Il est donc particulièrement bienvenu qu'un économiste reconnu et clairement engagé à “Gauche“, Jacques Sapir, ait évoqué la “Sortie de l'Euro” dans un article récent.
Dans celui-ci il situe d'emblée les conditions nécessaires pour que des effets bénéfiques en soient tirés, citation :
“Il faut aussi comprendre qu'une sortie de l'Euro, si elle est nécessaire à la mise en place d'une politique de croissance et de développement économique et social, à elle seule ne réglerait rien. Il s'agit ici d'une mesure nécessaire mais non suffisante.

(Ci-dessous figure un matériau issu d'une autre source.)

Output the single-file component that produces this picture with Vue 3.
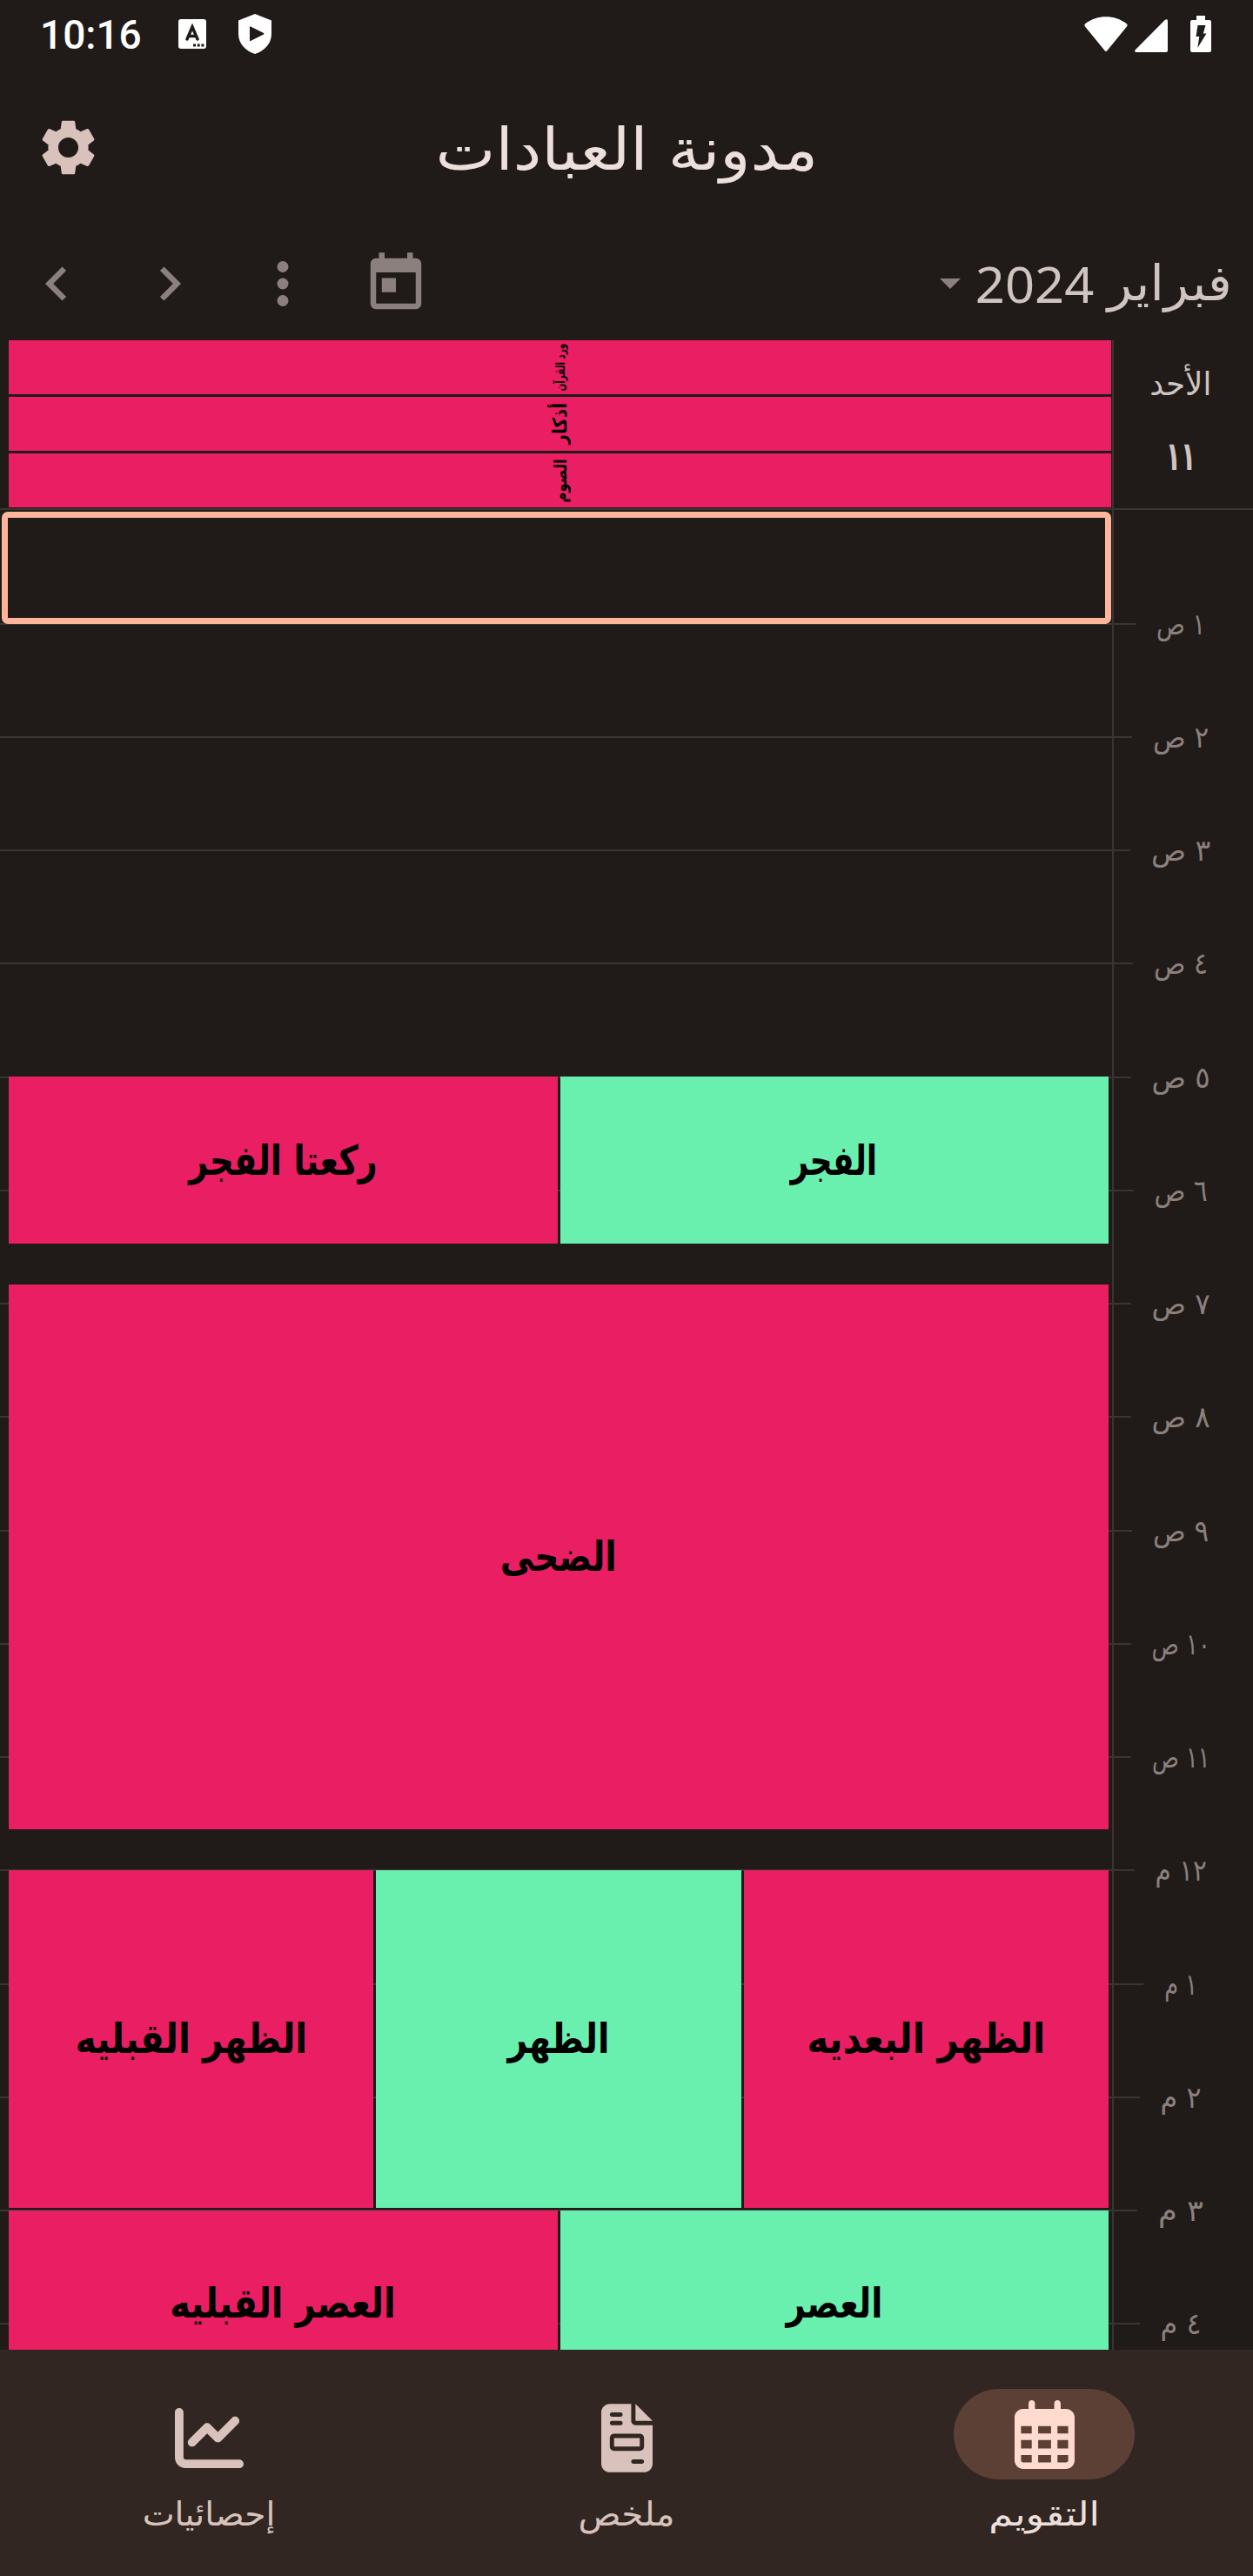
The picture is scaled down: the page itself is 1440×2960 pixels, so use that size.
<script setup>
// Condenses a label horizontally to a given ink width, keeping its height;
// the small allowance covers the side bearings of the outer letters
const vFit = {
  mounted(el, { value }) {
    el.style.transform = `scaleX(${(value * 1.018) / el.offsetWidth})`
  },
}

const HOUR = 130.25

const hours = [
  ['١ ص', 53], ['٢ ص', 61], ['٣ ص', 65], ['٤ ص', 59], ['٥ ص', 64],
  ['٦ ص', 58], ['٧ ص', 64], ['٨ ص', 64], ['٩ ص', 61], ['١٠ ص', 64],
  ['١١ ص', 63], ['١٢ م', 56], ['١ م', 35], ['٢ م', 44], ['٣ م', 49], ['٤ م', 44],
]

const allDay = [
  { name: 'ورد القرآن', width: 54, size: 15 },
  { name: 'أذكار', width: 47, size: 22 },
  { name: 'الصوم', width: 49, size: 20 },
]

const slots = [
  { start: 5, length: 1.477, items: [['ركعتا الفجر', 213, 'missed'], ['الفجر', 98, 'done']] },
  { start: 6.835, length: 4.806, items: [['الضحى', 132, 'missed']] },
  { start: 12, length: 2.977, items: [['الظهر القبليه', 262, 'missed'], ['الظهر', 115, 'done'], ['الظهر البعديه', 269, 'missed']] },
  { start: 15, length: 1.643, items: [['العصر القبليه', 255, 'missed'], ['العصر', 109, 'done']] },
]

const tabs = [
  {
    name: 'إحصائيات', width: 150, box: '0 0 512 512', w: 79,
    path: 'M64 64c0-17.700-14.300-32-32-32S0 46.300 0 64V400c0 44.200 35.800 80 80 80H480c17.700 0 32-14.300 32-32s-14.300-32-32-32H80c-8.800 0-16-7.200-16-16V64zm406.600 86.600c12.500-12.500 12.500-32.800 0-45.300s-32.800-12.500-45.300 0L320 210.700l-57.400-57.400c-12.500-12.500-32.800-12.500-45.300 0l-112 112c-12.500 12.500-12.500 32.800 0 45.300s32.800 12.500 45.300 0L240 221.300l57.400 57.400c12.500 12.500 32.800 12.500 45.300 0l128-128z',
  },
  {
    name: 'ملخص', width: 109, box: '0 0 384 512', w: 59,
    path: 'M64 0C28.700 0 0 28.700 0 64V448c0 35.300 28.700 64 64 64H320c35.300 0 64-28.700 64-64V160H256c-17.700 0-32-14.300-32-32V0H64zM256 0V128H384L256 0zM80 64h64c8.800 0 16 7.200 16 16s-7.200 16-16 16H80c-8.800 0-16-7.200-16-16s7.200-16 16-16zm0 64h64c8.800 0 16 7.200 16 16s-7.200 16-16 16H80c-8.800 0-16-7.200-16-16s7.200-16 16-16zm16 96H288c17.700 0 32 14.300 32 32v64c0 17.700-14.300 32-32 32H96c-17.700 0-32-14.300-32-32V256c0-17.700 14.300-32 32-32zm0 32v64H288V256H96zM240 416h64c8.800 0 16 7.200 16 16s-7.200 16-16 16H240c-8.800 0-16-7.200-16-16s7.200-16 16-16z',
  },
  {
    name: 'التقويم', width: 125, box: '0 0 448 512', w: 69, active: true,
    path: 'M152 24c0-13.300-10.700-24-24-24s-24 10.700-24 24V64H64C28.700 64 0 92.700 0 128V448c0 35.300 28.700 64 64 64H384c35.300 0 64-28.700 64-64V128c0-35.300-28.700-64-64-64H344V24c0-13.300-10.700-24-24-24s-24 10.700-24 24V64H152V24zM48 192h80v56H48zM176 192h96v56H176zM320 192h80v56H320zM48 296h80v64H48zM176 296h96v64H176zM320 296h80v64H320zM48 408h80v56H64c-8.800 0-16-7.200-16-16zM176 408h96v56H176zM320 408h80v40c0 8.800-7.200 16-16 16H320z',
  },
]
</script>

<template>
  <div class="app">
    <div class="status">
      <span class="clock">10:16</span>
      <svg class="s-card" viewBox="0 0 32 34" width="32" height="34">
        <rect width="32" height="34" rx="3" fill="#fff" />
        <path d="M10 23L16 9l6 14M12 19.500h8" fill="none" stroke="#201a18" stroke-width="3.500" stroke-linecap="round" />
        <path d="M17 28.500h3v3h-3zM21.700 28.500h3v3h-3zM26.400 28.500h3v3h-3z" fill="#201a18" />
      </svg>
      <svg class="s-shield" viewBox="0 0 38 46" width="38" height="46">
        <path d="M19 0L38 7.500V23c0 11-8 19.500-19 23C8 42.500 0 34 0 23V7.500z" fill="#fff" />
        <path d="M13 15v15.500q0 1 1 .5L29 23.500q1-.7 0-1.400L14 14.500q-1-.5-1 .5z" fill="#201a18" />
      </svg>
      <span class="grow"></span>
      <svg viewBox="0 0 50 40" width="50" height="40">
        <path d="M1 11.500q-1.500-2 .5-3.500C15-2.500 35-2.500 48.500 8q2 1.500.5 3.500L26.500 39q-1.500 1.800-3 0z" fill="#fff" />
      </svg>
      <svg class="s-cell" viewBox="0 0 38 38" width="38" height="38">
        <path d="M35 .8q3-1.800 3 1.500V36q0 2-2 2H2q-3 0-1-3z" fill="#fff" />
      </svg>
      <svg class="s-battery" viewBox="0 0 24 42" width="24" height="42">
        <path d="M7 0h10v5h5q2 0 2 2v33q0 2-2 2H2q-2 0-2-2V7q0-2 2-2h5z" fill="#fff" />
        <path d="M8.500 11h9L14.800 20.500H18.500L8.300 37l2-13H6.500z" fill="#201a18" />
      </svg>
    </div>

    <header class="bar">
      <svg class="gear" viewBox="0 0 24 24" width="77" height="77">
        <path fill-rule="evenodd" d="M19.140 12.940c.04-.3.060-.610.060-.940 0-.320-.020-.640-.070-.940l2.030-1.580c.180-.140.230-.410.120-.610l-1.920-3.320c-.120-.220-.370-.290-.590-.220l-2.390.960c-.5-.380-1.030-.7-1.620-.940l-.360-2.540c-.040-.240-.240-.410-.480-.410h-3.840c-.240 0-.430.170-.470.410l-.360 2.540c-.590.240-1.130.570-1.620.940l-2.390-.960c-.220-.080-.470 0-.590.220L2.740 8.870c-.120.210-.080.470.120.610l2.030 1.580c-.05.3-.09.630-.09.940s.02.640.07.940l-2.030 1.580c-.180.140-.230.410-.120.610l1.920 3.320c.120.220.370.290.590.220l2.390-.960c.5.380 1.030.7 1.620.940l.360 2.540c.05.240.24.410.48.410h3.840c.240 0 .440-.170.470-.410l.360-2.540c.590-.240 1.130-.560 1.620-.940l2.390.960c.220.080.470 0 .59-.220l1.920-3.320c.120-.220.070-.470-.120-.610zM12 15.600c-1.980 0-3.600-1.620-3.600-3.600s1.620-3.600 3.600-3.600 3.600 1.620 3.600 3.600-1.620 3.600-3.600 3.600z" />
      </svg>
      <h1><span v-fit="432" class="fit">مدونة العبادات</span></h1>
    </header>

    <div class="tools">
      <svg viewBox="0 0 24 24"><path d="M15.410 7.410L14 6l-6 6 6 6 1.410-1.410L10.830 12z" /></svg>
      <svg viewBox="0 0 24 24"><path d="M8.590 16.590L10 18l6-6-6-6-1.410 1.410L13.170 12z" /></svg>
      <svg viewBox="0 0 24 24"><circle cx="12" cy="6" r="2" /><circle cx="12" cy="12" r="2" /><circle cx="12" cy="18" r="2" /></svg>
      <svg viewBox="0 0 24 24"><path d="M19 3h-1V1h-2v2H8V1H6v2H5c-1.110 0-1.990.9-1.990 2L3 19c0 1.100.89 2 2 2h14c1.100 0 2-.9 2-2V5c0-1.100-.9-2-2-2zm0 16H5V8h14v11zM7 10h5v5H7z" /></svg>
      <span class="grow"></span>
      <i class="caret"></i>
      <div class="year"><span v-fit="134" class="fit">2024</span></div>
      <div class="month"><span v-fit="141" class="fit">فبراير</span></div>
    </div>

    <main class="calendar">
      <section class="head">
        <div class="all-day">
          <div v-for="e in allDay" :key="e.name" class="strip">
            <div class="turn">
              <span v-fit="e.width" class="fit" :style="{ fontSize: e.size + 'px' }">{{ e.name }}</span>
            </div>
          </div>
        </div>
        <div class="date">
          <div class="weekday"><span v-fit="70" class="fit">الأحد</span></div>
          <div class="day"><span v-fit="34" class="fit">١١</span></div>
        </div>
      </section>

      <section class="grid">
        <div class="rows">
          <div v-for="[label, width] in hours" :key="label" class="row" :style="{ height: HOUR + 'px' }">
            <i class="rule"></i>
            <div class="hour">
              <i class="tick"></i>
              <div class="hour-text" :style="{ width: width + 'px' }"><span v-fit="width + 2" class="fit">{{ label }}</span></div>
              <i class="grow"></i>
            </div>
          </div>
        </div>
        <div class="selected"></div>
        <div
          v-for="s in slots"
          :key="s.start"
          class="slot"
          :style="{ top: s.start * HOUR - 0.25 + 'px', height: s.length * HOUR + 'px' }"
        >
          <div v-for="[name, width, state] in s.items" :key="name" class="event" :class="state">
            <span v-fit="width" class="fit">{{ name }}</span>
          </div>
        </div>
      </section>
      <i class="axis"></i>
    </main>

    <nav class="tabs">
      <div v-for="t in tabs" :key="t.name" class="tab" :class="{ active: t.active }">
        <div class="pill">
          <svg :viewBox="t.box" :width="t.w" height="79"><path fill-rule="evenodd" :d="t.path" /></svg>
        </div>
        <div class="tab-text"><span v-fit="t.width" class="fit">{{ t.name }}</span></div>
      </div>
    </nav>
  </div>
</template>

<style>
body {
  background: #201a18;
}
</style>

<style scoped>
.app {
  width: 1440px;
  height: 2960px;
  display: flex;
  flex-direction: column;
  overflow: hidden;
  background: #201a18;
  color: #ede0dc;
  font-family: "DejaVu Sans", sans-serif;
  line-height: 1;
}
svg {
  display: block;
  flex: none;
}
.grow {
  flex: 1;
}
.fit {
  display: inline-block;
  flex: none;
  white-space: nowrap;
  direction: rtl;
}
.status {
  height: 78px;
  display: flex;
  align-items: center;
  padding: 0 48px 0 46px;
  color: #fff;
}
.clock {
  width: 159px;
  font: 500 46px/46px Roboto, sans-serif;
  padding-top: 2px;
}
.s-shield {
  margin-left: 37px;
}
.s-cell {
  margin: 3px 26px 0 8px;
}
.bar {
  height: 182px;
  display: flex;
  align-items: center;
  padding: 0 40px;
}
.gear {
  fill: #d8c2bb;
}
.bar h1 {
  flex: 1;
  margin: 6px 77px 0 0;
  text-align: center;
  font-size: 67px;
  font-weight: 400;
}
.tools {
  height: 131px;
  display: flex;
  align-items: center;
  padding: 0 25px 0 26px;
}
.tools svg {
  width: 78px;
  height: 78px;
  margin-right: 52px;
  fill: #8b807d;
}
.caret {
  border: 12.5px solid transparent;
  border-top-color: #8b807d;
  border-bottom: 0;
  margin-right: 18px;
}
.year,
.month {
  display: flex;
  justify-content: center;
  color: #d0c4c0;
}
.year {
  width: 134px;
  margin-right: 18px;
  font: 400 56px/56px "Noto Sans", sans-serif;
}
.month {
  width: 141px;
  font-size: 56px;
}
.calendar {
  height: 2308.5px;
  position: relative;
  overflow: hidden;
}
.head {
  height: 195px;
  box-sizing: border-box;
  border-bottom: 2px solid #3a3532;
  display: flex;
}
.all-day {
  width: 1267px;
  margin-left: 10px;
  display: flex;
  flex-direction: column;
  gap: 3px;
}
.strip {
  height: 62px;
  background: #e91e63;
  color: #000;
  display: flex;
  align-items: center;
  justify-content: center;
}
.turn {
  width: 60px;
  height: 24px;
  display: flex;
  align-items: center;
  justify-content: center;
  transform: rotate(-90deg);
  font-weight: 700;
}
.date {
  flex: 1;
  display: flex;
  flex-direction: column;
  align-items: center;
  padding-right: 3px;
  color: #d0c4c0;
}
.weekday {
  margin-top: 32px;
  font-size: 37px;
}
.day {
  margin-top: 41px;
  font-size: 46px;
  font-weight: 700;
}
.grid {
  height: 2114px;
  position: relative;
}
.rows {
  padding-top: 65.400px;
}
.row {
  display: flex;
  align-items: center;
}
.rule,
.tick {
  flex: 1;
  height: 2px;
  background: #3a3532;
}
.hour {
  width: 165px;
  display: flex;
  align-items: center;
}
.tick {
  margin-right: 26px;
}
.hour .grow {
  margin-left: 26px;
}
.hour-text {
  display: flex;
  justify-content: center;
  font-size: 34px;
  color: #8b807d;
}
.selected {
  position: absolute;
  left: 2px;
  top: 1.500px;
  width: 1275px;
  height: 129px;
  box-sizing: border-box;
  border: 7px solid #ffb59b;
  border-radius: 7px;
  background: #201a18;
}
.slot {
  position: absolute;
  left: 10px;
  width: 1264px;
  display: flex;
  gap: 3px;
}
.event {
  flex: 1;
  min-width: 0;
  display: flex;
  align-items: center;
  justify-content: center;
  color: #000;
  font-size: 47px;
  font-weight: 700;
}
.missed {
  background: #e91e63;
}
.done {
  background: #69f0ae;
}
.axis {
  position: absolute;
  left: 1278px;
  top: 0;
  width: 2px;
  height: 100%;
  background: #3a3532;
}
.tabs {
  flex: 1;
  display: flex;
  background: #312622;
}
.tab {
  flex: 1;
  display: flex;
  flex-direction: column;
  align-items: center;
  color: #d8c2bb;
}
.pill {
  width: 208px;
  height: 104px;
  margin-top: 45.500px;
  border-radius: 52px;
  display: flex;
  align-items: center;
  justify-content: center;
}
.pill svg {
  fill: #d8c2bb;
  margin-top: 8px;
}
.active .pill {
  background: #5d4035;
}
.active .pill svg {
  fill: #ffdbcf;
  margin-top: 0;
}
.tab-text {
  margin-top: 21px;
  font-size: 38px;
}
.active .tab-text {
  color: #ede0dc;
}
</style>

Cette nouvelle monnaie devrait alors être insérée dans des changements de politique macroéconomique et institutionnels (mesures protectionnistes, politique de réindustrialisation, dé-financiarisation partielle de l'économie française, mise en place d'un contrôle sur les revenus et les prix visant à orienter l'évolution du partage de la valeur ajoutée) si l'on veut qu'elle donne tous les effets attendus. Cette notion d'insertion est très souvent omise quand on pense à une « sortie » de l'Euro, alors que c'est elle qui donne sa possibilité et donc sa crédibilité à une telle option.”
Dans son article il envisage la possibilité de réorienter l'Euro, pour aboutir concrètement au fait que cela n'est pas possible dans le contexte des institutions européennes et de la grande hétérogénéité vis à vis de la situation de chacun des pays de la zone Euro.
Ce qui rend sa réflexion particulièrement intéressante est quelle inclut les grandes lignes des mesures immédiates et d'accompagnement à prendre dans le domaine économique et financier. Ainsi que la nécessité de tirer bénéfice, par un programme de mesures appropriées, - relance de l'Industrie et de l'Agriculture ..- de cette “sortie de l'Euro“.
Il évoque enfin les possibilités de mesures de rétorsion, pour monter que dans la pratique elles ne nous affecteraient pas beaucoup.
En fait, cette initiative aurait plutôt un effet d'entrainement pour des pays qui étouffent déjà sous l'Euro.